Joseph Anton Stranitzky (10 September 1676 - 19 May 1726) was an Austrian actor, puppeteer, playwright and theatre manager. He is considered the founder of the Old Viennese Folk Theatre and the inventor of the Viennese Hanswurst character who appears in it. He was also a dentist certified by the Medical Faculty of Vienna. In 1938, "Stranitzkygasse" in Vienna-Meidling was named after him.
He was allegedly born in Knittelfeld/Steiermark and is presumed to have been a son of Wenzel Stranitzky („Wenceslaus Strännitzgy“) and his wife Maria Barbara Stranitzky,[1] He joined a travelling troupe that performed in Munich in 1699 and was already working as an independent operator of a puppet theatre in southern Germany at that time. Around 1705, he and his wife Maria Monica settled in Vienna.[2] In 1706, he performed at the Neuer Markt (New Market) in Vienna, still in wooden booths. In 1711, he started leasing the Kärntnertor Theater, a new stone building.
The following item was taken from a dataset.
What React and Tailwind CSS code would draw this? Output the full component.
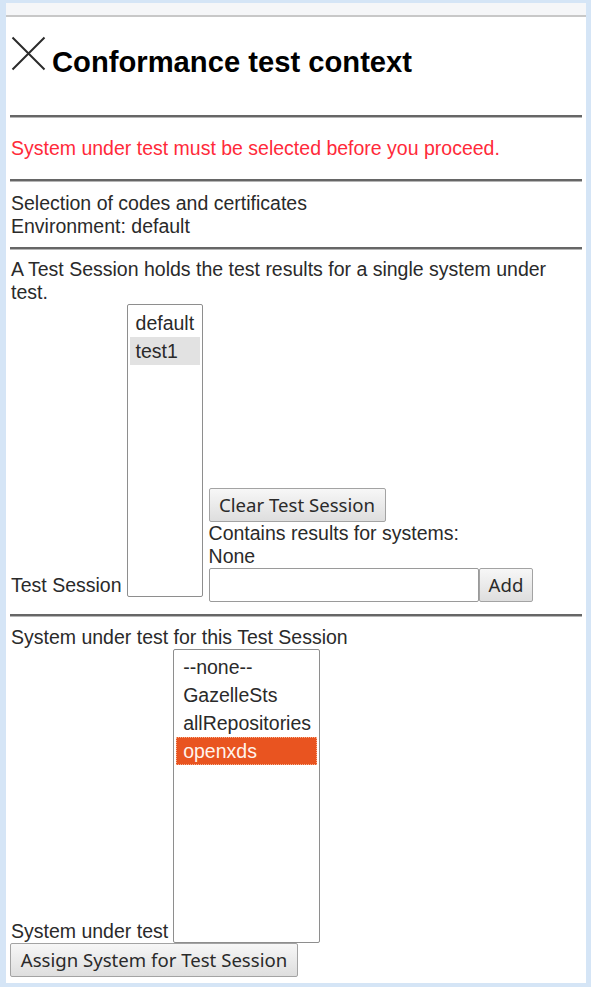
import React from "react";

const Hr = () => (
  <div className="mx-[-1px] h-[3px] border-t-2 border-t-[#666] border-b border-b-[#b5b5b5]" />
);

const Btn = ({ children, className = "" }) => (
  <button
    className={
      "h-[34px] rounded-[2px] border border-[#a3a3a3] bg-gradient-to-b from-[#f7f7f7] to-[#dedede] px-[9px] text-[18.6px] leading-none text-[#2a2a2a] " +
      className
    }
    style={{ fontFamily: '"Noto Sans", "Open Sans", sans-serif' }}
  >
    {children}
  </button>
);

export default function App() {
  return (
    <div
      className="min-h-screen bg-[#d5e5f6] pt-[3px] pl-[6px] pr-[5px] pb-[4px] text-[19.5px] leading-[23px] text-[#2a2a2a]"
      style={{ fontFamily: '"Liberation Sans", Arial, sans-serif' }}
    >
      <div className="flex flex-col bg-white">
        <div className="h-[14px] border-b-2 border-b-[#c8c8c8] bg-[#f5f6f8]" />
        <div className="px-[5px]">
          {/* Title */}
          <div className="flex items-start pt-[19px] pb-[37px]">
            <svg width="35" height="35" viewBox="0 0 35 35" className="shrink-0">
              <path d="M1.5 1.5 L33.5 33.5 M33.5 1.5 L1.5 33.5" stroke="#2b2b2b" strokeWidth="2" fill="none" />
            </svg>
            <h2 className="ml-[6px] mt-[10px] text-[29.2px] font-bold leading-[32px] text-black">
              Conformance test context
            </h2>
          </div>
          <Hr />
          <div className="pt-[19px] pb-[19px] text-[#ff2a3a]">
            System under test must be selected before you proceed.
          </div>
          <Hr />
          <div className="pt-[10px] pb-[9px]">
            <div>Selection of codes and certificates</div>
            <div>Environment: default</div>
          </div>
          <Hr />
          <div className="pt-[8px] pb-[12px]">
            <div>A Test Session holds the test results for a single system under test.</div>
            <div className="flex items-end">
              <div className="mb-[5px]">Test Session</div>
              <div className="mb-[5px] ml-[5px] h-[293px] w-[76px] rounded-[2px] border border-[#8e8e8e] px-[2px] py-[4px]">
                <div className="h-[28px] pl-[6px] leading-[28px]">default</div>
                <div className="h-[28px] bg-[#e2e2e2] pl-[6px] leading-[28px]">test1</div>
              </div>
              <div className="ml-[6px] flex flex-col items-start">
                <Btn className="w-[177px]">Clear Test Session</Btn>
                <div>Contains results for systems:</div>
                <div>None</div>
                <div className="flex">
                  <div className="h-[34px] w-[270px] rounded-[2px] border border-[#9a9a9a] bg-white" />
                  <Btn className="w-[54px] px-0">Add</Btn>
                </div>
              </div>
            </div>
          </div>
          <Hr />
          <div className="pt-[9px] pb-[6px]">
            <div>System under test for this Test Session</div>
            <div className="flex items-end">
              <div>System under test</div>
              <div className="ml-[5px] h-[294px] w-[147px] rounded-[2px] border border-[#8e8e8e] px-[2px] py-[3px]">
                <div className="h-[28px] pl-[7px] leading-[28px]">--none--</div>
                <div className="h-[28px] pl-[7px] leading-[28px]">GazelleSts</div>
                <div className="h-[28px] pl-[7px] leading-[28px]">allRepositories</div>
                <div className="h-[28px] border border-dotted border-[#f7b08f] bg-[#e95420] pl-[6px] leading-[26px] text-[#fff3ec]">
                  openxds
                </div>
              </div>
            </div>
            <Btn className="-ml-[1px] w-[288px]">Assign System for Test Session</Btn>
          </div>
        </div>
      </div>
    </div>
  );
}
With his "German comedians" troupe (founded in 1706[3]) he started competing with the commedia dell'arte performers. He developed his own comic character, the Viennese hanswurst, considerably cruder than the stock characters of Italian improvisational comedy, but so successful that it was imitated and adopted by other performers, such as Stranitzky's son-in-law and successor Gottfried Prehauser.
Stranitzky was also a wine merchant and practiced as a surgeon, quack doctor and "tooth puller", a profession he had learned from an itinerant physician, with whom he had probably travelled to fairs as a young man.[4] Actors often took on the then-rougher medical tasks such as surgery and dentistry, which mostly consisted of amputation and tooth extraction. Stranitzky was eventually even examined by the Vienna Medical Faculty to practice as a "dentist and oral surgeon." His son Augustin (1712–1740) also practiced dentistry.[5]
He died in 1726 in the "Comödi Haus" near the old Carinthian Gate in Vienna.[6] The official cause of death was listed as "internal necrosis."
Stranitzky parodied and travestied courtly operas, which he translated from Italian and French, and added his caricatured Hanswurst figure into them, also known as "Hans Sausakh von Wurstelfeld".[7] A whole series of texts from such "Haupt- und Staatsaktionen" (main and state actions) have survived.